▸ **Stated exercise**
Filter out everything except lines holding "styles".

(begin)

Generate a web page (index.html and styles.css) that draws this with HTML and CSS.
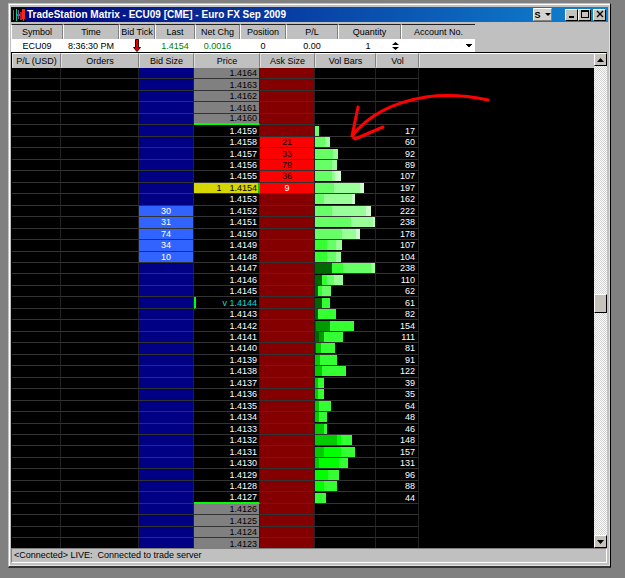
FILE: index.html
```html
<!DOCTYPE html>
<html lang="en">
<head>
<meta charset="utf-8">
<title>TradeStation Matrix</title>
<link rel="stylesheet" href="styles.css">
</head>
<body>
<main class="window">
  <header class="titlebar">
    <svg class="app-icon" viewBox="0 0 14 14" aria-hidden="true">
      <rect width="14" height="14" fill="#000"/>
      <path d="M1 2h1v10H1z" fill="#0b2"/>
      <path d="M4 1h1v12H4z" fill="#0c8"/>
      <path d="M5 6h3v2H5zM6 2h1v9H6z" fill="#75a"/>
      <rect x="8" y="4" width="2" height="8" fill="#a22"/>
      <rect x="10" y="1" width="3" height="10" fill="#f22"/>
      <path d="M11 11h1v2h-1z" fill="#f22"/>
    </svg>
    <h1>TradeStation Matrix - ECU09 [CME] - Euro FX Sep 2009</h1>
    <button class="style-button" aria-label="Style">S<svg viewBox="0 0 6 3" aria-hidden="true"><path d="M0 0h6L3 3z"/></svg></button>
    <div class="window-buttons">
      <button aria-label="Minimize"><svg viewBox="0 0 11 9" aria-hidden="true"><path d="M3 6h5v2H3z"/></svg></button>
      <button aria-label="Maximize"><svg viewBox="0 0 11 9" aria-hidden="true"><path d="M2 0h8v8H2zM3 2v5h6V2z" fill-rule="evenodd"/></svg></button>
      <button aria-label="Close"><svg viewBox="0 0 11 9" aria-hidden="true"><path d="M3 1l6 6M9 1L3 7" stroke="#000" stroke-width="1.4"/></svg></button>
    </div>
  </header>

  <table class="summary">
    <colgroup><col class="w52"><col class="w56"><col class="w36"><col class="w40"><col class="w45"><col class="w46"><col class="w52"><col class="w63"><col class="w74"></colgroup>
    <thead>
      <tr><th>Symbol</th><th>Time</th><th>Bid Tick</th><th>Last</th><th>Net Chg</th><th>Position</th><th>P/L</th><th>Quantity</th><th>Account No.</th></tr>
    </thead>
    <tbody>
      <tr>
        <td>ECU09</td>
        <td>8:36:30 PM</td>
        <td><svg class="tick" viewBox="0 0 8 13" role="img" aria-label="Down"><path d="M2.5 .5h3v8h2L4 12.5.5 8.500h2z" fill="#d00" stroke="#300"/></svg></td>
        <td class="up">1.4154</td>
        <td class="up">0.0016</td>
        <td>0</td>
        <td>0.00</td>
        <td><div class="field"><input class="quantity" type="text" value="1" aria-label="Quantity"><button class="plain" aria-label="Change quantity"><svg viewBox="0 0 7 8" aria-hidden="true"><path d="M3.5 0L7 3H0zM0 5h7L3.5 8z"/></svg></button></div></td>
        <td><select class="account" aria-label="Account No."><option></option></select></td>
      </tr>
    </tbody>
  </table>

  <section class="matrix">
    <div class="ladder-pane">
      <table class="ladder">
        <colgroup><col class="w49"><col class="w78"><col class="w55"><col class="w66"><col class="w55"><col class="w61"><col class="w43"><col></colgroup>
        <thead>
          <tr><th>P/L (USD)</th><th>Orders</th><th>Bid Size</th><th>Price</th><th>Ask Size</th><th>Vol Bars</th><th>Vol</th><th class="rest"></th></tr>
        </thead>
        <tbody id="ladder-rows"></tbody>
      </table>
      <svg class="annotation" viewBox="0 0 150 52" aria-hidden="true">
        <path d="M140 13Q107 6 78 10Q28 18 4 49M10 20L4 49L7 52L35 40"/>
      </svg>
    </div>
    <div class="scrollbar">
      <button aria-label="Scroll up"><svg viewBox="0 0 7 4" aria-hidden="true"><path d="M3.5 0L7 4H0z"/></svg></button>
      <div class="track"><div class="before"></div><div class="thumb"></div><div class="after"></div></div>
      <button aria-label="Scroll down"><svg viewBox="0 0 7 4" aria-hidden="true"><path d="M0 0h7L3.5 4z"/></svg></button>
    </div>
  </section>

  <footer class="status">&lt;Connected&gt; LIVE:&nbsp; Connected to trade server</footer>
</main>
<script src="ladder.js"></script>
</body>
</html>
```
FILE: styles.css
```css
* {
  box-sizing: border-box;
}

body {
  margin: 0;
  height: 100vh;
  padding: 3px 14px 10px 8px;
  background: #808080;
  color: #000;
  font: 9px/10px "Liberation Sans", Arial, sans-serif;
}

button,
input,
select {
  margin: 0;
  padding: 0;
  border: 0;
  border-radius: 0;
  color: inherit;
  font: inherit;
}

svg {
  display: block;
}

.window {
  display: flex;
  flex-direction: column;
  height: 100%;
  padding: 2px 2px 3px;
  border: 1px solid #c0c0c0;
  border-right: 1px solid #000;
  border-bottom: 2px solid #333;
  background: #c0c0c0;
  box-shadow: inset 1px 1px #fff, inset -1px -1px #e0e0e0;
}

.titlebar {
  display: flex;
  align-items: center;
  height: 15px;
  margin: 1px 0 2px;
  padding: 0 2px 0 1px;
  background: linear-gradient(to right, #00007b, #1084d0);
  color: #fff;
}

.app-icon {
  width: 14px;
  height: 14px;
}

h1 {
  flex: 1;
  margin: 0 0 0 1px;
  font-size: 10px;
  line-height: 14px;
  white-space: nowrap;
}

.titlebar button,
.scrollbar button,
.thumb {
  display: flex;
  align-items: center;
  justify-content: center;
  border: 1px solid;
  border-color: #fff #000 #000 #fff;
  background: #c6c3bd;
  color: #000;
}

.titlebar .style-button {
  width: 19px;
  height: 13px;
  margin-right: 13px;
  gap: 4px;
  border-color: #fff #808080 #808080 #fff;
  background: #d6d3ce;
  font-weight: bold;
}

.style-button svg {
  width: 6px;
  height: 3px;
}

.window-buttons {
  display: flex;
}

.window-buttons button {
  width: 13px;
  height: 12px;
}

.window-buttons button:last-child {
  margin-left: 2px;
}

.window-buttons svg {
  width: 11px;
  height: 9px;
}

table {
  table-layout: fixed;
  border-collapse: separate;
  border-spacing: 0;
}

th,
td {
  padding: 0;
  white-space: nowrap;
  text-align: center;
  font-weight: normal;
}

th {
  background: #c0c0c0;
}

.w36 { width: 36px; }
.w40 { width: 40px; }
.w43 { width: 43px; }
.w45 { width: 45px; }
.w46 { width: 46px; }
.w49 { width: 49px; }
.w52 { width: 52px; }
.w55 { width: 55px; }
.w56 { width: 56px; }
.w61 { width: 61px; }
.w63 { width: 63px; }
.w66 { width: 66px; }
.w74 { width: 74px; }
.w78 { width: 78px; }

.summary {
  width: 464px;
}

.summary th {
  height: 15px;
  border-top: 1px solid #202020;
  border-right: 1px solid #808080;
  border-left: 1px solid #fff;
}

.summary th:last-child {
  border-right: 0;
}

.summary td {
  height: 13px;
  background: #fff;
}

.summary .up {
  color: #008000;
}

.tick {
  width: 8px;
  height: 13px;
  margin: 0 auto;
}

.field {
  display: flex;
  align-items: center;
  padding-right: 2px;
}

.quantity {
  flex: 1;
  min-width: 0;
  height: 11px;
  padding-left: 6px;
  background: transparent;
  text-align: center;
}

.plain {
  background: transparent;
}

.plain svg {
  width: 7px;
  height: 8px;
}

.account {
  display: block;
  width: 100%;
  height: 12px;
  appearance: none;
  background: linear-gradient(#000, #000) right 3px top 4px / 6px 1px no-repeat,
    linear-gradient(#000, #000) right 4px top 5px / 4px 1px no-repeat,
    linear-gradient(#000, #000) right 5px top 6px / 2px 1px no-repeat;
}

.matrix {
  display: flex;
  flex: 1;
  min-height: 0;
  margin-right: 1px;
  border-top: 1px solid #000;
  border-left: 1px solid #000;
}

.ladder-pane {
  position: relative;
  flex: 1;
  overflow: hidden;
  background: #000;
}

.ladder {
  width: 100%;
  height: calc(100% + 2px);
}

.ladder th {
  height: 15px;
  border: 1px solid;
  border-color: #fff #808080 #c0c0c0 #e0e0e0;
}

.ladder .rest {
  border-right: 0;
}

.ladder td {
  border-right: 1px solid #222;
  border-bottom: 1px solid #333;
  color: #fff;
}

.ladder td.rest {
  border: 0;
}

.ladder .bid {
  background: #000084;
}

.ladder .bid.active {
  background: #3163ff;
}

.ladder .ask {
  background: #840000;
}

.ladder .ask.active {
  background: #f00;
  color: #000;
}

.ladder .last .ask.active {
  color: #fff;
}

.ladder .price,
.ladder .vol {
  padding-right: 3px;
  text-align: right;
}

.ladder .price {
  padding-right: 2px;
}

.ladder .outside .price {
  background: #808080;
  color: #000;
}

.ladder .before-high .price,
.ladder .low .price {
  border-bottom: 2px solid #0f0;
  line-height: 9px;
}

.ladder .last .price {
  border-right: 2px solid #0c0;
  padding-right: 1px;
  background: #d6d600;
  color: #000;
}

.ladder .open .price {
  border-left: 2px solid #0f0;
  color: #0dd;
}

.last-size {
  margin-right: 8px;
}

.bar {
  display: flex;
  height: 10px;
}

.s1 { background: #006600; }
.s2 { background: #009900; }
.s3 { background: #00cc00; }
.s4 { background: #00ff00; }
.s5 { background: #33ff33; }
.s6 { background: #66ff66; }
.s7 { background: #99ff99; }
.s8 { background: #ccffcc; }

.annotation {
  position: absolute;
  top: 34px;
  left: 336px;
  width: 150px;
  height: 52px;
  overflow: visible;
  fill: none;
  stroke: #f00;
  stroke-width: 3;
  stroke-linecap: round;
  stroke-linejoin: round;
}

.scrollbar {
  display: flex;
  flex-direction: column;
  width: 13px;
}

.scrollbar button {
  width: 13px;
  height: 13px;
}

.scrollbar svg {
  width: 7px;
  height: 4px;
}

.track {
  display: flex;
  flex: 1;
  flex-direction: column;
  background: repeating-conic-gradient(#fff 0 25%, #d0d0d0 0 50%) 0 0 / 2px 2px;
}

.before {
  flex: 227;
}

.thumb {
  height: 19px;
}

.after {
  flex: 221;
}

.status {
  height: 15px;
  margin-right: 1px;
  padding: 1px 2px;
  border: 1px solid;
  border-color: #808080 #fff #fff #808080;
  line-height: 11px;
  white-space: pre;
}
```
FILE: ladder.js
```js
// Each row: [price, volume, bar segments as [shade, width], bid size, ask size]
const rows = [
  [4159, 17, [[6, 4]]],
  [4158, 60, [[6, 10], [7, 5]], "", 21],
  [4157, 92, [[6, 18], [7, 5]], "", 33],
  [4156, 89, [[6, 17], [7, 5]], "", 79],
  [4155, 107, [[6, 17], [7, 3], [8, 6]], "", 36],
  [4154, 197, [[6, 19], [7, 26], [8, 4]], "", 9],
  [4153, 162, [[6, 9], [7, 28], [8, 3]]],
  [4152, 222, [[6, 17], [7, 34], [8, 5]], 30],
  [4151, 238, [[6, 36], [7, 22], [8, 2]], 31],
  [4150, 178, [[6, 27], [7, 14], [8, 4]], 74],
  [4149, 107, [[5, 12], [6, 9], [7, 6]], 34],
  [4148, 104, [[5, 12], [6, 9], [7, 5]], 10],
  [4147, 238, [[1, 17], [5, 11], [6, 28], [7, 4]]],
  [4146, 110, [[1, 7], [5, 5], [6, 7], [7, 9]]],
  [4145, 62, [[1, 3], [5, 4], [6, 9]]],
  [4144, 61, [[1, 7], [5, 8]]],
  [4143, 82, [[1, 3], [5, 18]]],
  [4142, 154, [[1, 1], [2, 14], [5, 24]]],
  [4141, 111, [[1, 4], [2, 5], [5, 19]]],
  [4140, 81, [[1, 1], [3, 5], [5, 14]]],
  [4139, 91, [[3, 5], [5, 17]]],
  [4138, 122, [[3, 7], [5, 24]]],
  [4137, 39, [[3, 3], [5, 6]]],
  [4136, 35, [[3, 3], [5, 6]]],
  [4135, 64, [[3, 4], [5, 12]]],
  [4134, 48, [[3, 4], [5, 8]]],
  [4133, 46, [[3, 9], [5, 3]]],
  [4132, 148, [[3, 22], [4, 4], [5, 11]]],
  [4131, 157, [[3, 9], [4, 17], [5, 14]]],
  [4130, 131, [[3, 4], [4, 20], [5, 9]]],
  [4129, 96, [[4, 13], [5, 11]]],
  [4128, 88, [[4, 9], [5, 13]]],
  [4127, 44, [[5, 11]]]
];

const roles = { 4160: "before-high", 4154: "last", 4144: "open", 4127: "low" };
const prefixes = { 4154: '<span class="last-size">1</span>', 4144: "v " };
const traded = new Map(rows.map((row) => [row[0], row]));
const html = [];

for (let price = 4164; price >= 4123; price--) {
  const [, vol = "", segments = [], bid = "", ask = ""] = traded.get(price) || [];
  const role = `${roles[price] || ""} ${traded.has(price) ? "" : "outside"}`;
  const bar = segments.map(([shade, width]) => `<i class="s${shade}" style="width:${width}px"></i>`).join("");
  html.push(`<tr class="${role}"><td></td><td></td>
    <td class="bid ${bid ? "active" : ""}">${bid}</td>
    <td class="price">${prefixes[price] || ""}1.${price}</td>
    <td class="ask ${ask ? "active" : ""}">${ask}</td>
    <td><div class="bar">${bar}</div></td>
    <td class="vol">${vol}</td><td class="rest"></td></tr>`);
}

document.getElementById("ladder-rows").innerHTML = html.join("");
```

(end)

▸ **Complete response**
Generate a web page (index.html and styles.css) that draws this with HTML and CSS.
<link rel="stylesheet" href="styles.css">
FILE: styles.css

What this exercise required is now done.